• RECORDS FOR THE EXERCISE:

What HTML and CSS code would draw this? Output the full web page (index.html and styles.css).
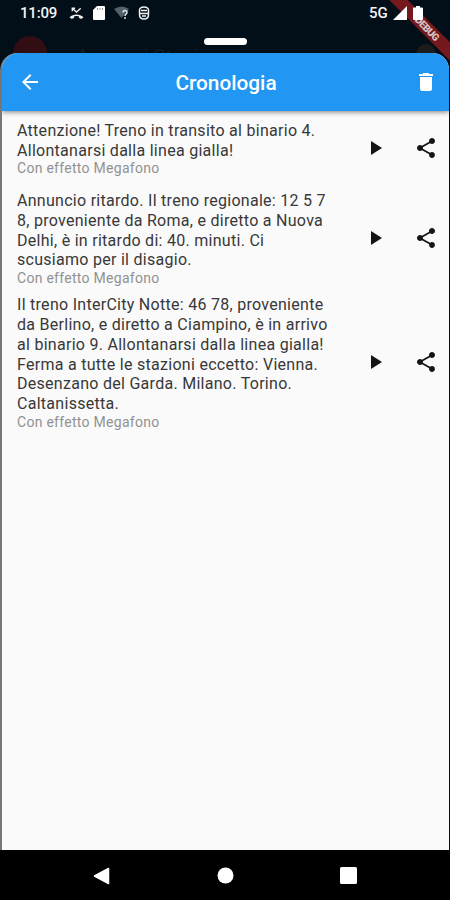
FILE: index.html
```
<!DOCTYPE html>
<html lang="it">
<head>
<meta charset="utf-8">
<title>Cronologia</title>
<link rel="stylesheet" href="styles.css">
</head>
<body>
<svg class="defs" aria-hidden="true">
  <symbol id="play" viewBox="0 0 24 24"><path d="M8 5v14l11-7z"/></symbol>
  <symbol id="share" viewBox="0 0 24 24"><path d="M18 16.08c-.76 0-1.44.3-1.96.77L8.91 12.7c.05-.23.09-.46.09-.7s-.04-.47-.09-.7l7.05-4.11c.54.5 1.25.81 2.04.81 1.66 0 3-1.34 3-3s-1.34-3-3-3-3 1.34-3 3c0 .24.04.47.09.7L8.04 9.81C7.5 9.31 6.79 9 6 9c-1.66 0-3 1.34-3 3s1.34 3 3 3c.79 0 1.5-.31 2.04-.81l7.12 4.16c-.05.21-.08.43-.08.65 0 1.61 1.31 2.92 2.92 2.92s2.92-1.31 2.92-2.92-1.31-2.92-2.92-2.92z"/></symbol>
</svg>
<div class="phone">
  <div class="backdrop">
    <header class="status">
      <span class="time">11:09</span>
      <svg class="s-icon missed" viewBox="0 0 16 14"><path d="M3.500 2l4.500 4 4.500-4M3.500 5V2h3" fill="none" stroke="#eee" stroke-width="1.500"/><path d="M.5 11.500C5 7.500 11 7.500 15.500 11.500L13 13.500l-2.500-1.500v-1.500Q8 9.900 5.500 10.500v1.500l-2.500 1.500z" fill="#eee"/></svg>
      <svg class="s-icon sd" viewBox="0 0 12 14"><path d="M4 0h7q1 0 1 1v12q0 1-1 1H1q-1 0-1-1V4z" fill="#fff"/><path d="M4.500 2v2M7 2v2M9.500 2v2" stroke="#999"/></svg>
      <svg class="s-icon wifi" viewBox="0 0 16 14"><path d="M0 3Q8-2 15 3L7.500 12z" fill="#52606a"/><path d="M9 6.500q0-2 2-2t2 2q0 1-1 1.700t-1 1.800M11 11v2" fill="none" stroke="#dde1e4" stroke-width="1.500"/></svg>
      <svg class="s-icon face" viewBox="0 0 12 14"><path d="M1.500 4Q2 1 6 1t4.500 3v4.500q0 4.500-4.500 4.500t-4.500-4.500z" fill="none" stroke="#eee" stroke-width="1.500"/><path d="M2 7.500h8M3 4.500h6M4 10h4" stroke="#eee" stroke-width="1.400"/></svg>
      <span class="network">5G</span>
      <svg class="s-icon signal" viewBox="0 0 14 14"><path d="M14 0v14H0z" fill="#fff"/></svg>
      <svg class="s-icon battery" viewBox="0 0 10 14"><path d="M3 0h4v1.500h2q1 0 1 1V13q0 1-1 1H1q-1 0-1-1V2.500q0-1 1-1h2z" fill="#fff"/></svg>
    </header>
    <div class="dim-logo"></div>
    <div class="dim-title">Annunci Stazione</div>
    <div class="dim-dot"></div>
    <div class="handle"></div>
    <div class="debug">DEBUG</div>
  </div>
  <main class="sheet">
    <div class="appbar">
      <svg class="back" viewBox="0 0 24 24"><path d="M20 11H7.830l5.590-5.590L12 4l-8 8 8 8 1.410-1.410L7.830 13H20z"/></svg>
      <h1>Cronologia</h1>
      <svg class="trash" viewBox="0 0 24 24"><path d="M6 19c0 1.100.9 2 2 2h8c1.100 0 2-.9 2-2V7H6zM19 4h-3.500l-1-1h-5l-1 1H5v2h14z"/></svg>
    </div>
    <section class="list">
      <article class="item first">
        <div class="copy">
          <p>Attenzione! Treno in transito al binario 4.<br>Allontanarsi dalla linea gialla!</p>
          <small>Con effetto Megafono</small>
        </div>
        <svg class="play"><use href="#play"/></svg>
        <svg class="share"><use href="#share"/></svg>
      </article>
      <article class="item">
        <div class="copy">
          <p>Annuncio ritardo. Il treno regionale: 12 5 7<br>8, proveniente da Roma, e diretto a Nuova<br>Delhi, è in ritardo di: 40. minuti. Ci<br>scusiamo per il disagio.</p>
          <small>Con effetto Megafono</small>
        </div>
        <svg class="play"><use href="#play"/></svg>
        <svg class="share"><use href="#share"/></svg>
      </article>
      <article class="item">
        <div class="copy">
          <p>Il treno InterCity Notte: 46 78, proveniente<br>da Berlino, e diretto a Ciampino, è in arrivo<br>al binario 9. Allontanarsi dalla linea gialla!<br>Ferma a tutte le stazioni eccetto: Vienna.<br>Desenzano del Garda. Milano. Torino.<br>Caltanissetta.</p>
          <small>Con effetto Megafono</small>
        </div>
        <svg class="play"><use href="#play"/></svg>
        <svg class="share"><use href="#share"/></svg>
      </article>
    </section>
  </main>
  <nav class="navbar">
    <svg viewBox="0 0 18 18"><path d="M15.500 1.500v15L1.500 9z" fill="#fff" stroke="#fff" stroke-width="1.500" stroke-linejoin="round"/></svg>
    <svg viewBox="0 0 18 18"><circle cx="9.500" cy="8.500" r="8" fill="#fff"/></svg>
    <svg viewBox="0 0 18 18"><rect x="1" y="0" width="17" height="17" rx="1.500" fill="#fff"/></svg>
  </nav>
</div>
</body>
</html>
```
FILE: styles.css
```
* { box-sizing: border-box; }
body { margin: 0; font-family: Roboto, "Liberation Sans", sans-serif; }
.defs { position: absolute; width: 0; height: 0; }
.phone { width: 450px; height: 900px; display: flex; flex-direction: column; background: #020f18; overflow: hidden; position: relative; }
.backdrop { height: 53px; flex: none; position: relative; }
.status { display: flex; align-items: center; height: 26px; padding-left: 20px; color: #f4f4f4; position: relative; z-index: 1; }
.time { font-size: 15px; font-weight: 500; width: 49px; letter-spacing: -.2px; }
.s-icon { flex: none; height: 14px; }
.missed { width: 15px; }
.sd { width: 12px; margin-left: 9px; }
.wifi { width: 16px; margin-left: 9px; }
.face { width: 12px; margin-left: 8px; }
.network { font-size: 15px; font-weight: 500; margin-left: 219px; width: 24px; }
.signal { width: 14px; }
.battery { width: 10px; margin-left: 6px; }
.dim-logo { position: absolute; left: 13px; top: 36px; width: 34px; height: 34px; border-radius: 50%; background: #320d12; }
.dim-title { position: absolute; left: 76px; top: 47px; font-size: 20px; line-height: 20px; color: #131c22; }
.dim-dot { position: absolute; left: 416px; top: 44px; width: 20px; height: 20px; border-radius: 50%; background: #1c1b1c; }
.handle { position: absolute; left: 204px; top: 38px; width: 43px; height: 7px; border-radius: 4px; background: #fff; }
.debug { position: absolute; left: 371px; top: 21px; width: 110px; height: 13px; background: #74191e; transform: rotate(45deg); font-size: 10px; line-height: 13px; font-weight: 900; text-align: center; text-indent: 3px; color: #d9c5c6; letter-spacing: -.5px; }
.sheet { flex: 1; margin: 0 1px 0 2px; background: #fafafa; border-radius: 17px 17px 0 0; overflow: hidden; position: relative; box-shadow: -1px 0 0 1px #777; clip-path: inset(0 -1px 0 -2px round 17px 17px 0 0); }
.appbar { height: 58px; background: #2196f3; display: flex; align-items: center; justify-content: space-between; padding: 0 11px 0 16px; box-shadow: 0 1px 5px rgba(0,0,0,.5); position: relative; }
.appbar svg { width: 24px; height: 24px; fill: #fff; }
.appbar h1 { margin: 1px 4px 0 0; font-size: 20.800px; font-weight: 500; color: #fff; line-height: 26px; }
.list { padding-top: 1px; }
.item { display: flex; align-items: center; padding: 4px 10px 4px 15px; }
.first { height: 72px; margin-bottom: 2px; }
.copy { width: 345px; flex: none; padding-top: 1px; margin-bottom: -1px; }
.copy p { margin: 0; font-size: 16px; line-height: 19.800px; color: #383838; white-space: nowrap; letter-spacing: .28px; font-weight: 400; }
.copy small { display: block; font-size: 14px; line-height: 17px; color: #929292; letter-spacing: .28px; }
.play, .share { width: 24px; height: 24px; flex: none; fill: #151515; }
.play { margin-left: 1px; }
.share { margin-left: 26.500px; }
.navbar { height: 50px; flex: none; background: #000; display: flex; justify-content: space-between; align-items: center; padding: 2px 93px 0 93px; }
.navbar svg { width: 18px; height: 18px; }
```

---

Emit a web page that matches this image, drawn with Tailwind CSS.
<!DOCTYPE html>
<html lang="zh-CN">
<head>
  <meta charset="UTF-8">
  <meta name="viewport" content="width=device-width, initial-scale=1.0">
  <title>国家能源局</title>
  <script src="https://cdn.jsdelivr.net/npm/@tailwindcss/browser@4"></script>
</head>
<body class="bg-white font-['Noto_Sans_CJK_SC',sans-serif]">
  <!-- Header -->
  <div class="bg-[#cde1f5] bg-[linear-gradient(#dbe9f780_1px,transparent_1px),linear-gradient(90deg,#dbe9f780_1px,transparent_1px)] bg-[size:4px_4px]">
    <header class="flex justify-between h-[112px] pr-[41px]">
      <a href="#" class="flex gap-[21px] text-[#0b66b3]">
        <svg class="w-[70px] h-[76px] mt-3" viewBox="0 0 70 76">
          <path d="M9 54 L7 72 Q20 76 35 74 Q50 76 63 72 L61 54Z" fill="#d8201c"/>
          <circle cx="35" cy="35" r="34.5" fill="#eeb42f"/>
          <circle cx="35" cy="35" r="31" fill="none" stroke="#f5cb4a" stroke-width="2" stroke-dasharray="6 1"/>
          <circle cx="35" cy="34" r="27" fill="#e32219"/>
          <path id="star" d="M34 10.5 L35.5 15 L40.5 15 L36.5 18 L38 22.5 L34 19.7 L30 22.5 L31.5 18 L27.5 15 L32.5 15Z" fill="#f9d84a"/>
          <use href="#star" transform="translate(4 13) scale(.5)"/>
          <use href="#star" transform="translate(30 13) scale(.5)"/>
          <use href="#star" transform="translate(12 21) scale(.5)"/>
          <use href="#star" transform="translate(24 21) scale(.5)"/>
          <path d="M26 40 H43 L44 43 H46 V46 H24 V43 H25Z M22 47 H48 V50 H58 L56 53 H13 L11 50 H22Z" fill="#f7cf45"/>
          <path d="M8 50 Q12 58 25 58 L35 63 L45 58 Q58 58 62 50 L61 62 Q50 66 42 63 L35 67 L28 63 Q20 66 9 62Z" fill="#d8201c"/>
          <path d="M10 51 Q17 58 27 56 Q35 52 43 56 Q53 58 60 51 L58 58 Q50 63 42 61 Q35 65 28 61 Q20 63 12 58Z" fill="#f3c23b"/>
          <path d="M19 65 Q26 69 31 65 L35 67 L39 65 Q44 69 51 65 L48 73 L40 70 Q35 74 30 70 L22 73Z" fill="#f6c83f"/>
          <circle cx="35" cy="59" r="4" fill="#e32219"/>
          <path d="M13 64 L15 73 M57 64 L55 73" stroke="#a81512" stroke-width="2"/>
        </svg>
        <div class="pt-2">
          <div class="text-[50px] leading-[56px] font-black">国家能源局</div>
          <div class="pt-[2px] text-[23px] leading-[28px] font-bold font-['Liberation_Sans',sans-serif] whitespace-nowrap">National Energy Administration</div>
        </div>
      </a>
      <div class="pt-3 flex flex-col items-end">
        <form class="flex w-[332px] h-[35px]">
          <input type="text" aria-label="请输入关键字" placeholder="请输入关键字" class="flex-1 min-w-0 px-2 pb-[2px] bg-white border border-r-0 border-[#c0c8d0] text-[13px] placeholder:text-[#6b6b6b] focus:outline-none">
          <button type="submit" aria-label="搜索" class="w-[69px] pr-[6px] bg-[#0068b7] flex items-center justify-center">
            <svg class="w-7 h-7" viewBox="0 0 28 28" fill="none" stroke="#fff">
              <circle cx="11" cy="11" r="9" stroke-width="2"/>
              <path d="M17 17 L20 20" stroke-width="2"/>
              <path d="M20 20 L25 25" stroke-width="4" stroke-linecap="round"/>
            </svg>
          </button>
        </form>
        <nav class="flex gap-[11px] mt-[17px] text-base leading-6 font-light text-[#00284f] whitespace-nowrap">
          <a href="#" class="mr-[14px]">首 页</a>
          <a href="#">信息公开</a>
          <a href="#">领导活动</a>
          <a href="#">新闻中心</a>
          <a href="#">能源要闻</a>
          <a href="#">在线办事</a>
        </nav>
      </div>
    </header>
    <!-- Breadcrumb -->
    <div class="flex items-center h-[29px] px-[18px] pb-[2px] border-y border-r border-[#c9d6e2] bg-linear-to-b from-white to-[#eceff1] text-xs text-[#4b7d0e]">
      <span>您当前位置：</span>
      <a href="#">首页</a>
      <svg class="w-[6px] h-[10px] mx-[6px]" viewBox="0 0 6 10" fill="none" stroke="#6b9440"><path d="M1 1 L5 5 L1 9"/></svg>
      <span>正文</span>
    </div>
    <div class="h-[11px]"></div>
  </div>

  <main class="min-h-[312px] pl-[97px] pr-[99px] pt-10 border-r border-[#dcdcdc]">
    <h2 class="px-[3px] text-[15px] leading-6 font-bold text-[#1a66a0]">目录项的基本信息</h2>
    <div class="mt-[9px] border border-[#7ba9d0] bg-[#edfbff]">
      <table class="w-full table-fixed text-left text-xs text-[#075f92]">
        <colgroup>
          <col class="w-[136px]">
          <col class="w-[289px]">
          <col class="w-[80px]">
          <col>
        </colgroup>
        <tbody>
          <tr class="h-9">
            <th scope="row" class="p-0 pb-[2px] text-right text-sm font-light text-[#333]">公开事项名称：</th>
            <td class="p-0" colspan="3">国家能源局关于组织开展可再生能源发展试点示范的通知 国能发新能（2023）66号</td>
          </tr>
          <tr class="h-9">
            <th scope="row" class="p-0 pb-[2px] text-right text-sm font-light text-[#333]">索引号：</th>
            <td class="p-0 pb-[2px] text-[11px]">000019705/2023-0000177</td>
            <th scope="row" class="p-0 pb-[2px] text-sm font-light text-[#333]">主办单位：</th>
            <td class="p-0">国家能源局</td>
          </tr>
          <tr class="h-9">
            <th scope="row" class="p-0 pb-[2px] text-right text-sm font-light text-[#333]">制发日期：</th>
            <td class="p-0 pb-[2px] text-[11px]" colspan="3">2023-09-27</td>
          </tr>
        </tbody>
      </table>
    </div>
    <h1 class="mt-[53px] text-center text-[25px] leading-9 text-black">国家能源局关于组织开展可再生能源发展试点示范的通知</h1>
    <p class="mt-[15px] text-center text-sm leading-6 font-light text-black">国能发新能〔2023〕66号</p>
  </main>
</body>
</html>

...

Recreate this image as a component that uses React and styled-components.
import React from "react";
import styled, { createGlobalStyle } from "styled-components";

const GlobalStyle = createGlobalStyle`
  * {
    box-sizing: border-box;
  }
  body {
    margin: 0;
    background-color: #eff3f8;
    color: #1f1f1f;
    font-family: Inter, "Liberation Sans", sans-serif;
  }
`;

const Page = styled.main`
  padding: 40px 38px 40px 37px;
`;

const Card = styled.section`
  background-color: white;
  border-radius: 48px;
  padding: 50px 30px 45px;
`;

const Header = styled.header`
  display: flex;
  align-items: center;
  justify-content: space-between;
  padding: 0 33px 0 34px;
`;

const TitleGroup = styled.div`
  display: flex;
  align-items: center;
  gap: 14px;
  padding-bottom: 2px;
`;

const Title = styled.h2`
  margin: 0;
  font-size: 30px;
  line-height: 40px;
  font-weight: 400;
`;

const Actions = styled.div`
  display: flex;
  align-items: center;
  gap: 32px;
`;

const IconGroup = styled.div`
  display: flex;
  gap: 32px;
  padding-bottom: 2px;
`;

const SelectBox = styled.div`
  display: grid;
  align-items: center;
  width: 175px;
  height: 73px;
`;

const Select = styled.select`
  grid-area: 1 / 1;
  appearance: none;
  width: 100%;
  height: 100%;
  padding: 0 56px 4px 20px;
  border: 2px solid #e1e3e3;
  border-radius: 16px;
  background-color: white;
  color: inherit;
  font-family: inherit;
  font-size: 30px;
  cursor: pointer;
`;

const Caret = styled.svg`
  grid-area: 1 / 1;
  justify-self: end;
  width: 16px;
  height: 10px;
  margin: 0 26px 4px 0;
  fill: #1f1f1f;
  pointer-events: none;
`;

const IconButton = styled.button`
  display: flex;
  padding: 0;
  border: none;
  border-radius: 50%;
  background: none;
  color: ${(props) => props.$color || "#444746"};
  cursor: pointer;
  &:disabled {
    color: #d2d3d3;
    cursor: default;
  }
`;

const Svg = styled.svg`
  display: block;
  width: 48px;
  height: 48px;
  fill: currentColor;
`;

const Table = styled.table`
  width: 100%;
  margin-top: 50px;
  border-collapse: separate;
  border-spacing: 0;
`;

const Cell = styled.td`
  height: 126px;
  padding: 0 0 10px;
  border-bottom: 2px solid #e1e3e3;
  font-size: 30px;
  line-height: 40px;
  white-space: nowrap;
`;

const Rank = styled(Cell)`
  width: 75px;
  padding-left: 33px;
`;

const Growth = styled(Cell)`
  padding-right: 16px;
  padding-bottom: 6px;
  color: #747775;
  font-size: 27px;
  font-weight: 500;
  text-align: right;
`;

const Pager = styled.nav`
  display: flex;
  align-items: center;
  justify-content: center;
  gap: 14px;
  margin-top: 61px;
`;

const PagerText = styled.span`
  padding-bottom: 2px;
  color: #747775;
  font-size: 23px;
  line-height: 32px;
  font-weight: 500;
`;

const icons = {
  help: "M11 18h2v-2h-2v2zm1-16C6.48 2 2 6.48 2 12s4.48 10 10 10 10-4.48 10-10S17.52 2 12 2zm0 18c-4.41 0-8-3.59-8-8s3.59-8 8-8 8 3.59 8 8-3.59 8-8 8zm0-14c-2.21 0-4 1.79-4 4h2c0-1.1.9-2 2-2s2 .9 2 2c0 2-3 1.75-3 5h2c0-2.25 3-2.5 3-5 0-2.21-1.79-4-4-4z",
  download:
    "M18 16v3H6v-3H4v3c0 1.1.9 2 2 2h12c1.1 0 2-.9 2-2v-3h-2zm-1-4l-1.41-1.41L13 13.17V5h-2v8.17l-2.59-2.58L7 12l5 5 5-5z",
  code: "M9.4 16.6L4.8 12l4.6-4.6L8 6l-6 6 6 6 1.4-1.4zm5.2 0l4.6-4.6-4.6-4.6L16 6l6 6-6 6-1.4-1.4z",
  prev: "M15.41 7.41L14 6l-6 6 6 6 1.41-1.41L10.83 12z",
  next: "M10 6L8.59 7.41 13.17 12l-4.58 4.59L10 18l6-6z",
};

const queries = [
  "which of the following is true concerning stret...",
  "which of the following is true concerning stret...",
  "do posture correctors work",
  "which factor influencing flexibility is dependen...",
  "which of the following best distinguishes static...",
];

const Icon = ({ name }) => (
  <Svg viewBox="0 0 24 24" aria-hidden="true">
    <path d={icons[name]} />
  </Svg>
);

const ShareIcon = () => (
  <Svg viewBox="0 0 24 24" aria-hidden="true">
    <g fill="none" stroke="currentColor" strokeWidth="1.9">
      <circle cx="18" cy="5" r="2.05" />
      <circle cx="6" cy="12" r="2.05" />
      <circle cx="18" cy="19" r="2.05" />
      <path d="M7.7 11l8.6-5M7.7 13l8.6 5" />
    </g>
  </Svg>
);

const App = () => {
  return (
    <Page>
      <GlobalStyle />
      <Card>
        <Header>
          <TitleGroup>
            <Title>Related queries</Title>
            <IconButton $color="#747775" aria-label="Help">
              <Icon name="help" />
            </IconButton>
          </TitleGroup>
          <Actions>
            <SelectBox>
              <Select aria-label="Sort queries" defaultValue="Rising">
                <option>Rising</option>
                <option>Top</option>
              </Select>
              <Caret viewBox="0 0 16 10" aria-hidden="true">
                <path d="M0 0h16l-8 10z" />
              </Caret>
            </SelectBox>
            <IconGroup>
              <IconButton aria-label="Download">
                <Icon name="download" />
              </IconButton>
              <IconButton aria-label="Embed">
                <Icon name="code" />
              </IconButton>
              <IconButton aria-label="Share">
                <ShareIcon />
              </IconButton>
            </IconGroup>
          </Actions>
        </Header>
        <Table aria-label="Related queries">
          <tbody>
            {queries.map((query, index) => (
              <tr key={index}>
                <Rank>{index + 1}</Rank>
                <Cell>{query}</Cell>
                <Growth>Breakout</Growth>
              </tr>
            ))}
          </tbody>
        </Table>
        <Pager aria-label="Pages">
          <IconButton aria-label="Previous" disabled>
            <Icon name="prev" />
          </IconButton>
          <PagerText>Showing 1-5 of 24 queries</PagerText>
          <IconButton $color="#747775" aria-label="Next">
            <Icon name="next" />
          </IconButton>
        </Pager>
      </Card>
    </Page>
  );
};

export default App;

• INSTRUCTIONS TO FOLLOW: Copy every line that contains the string "styles".

• OUTPUT FOR THIS TASK:
What HTML and CSS code would draw this? Output the full web page (index.html and styles.css).
<link rel="stylesheet" href="styles.css">
FILE: styles.css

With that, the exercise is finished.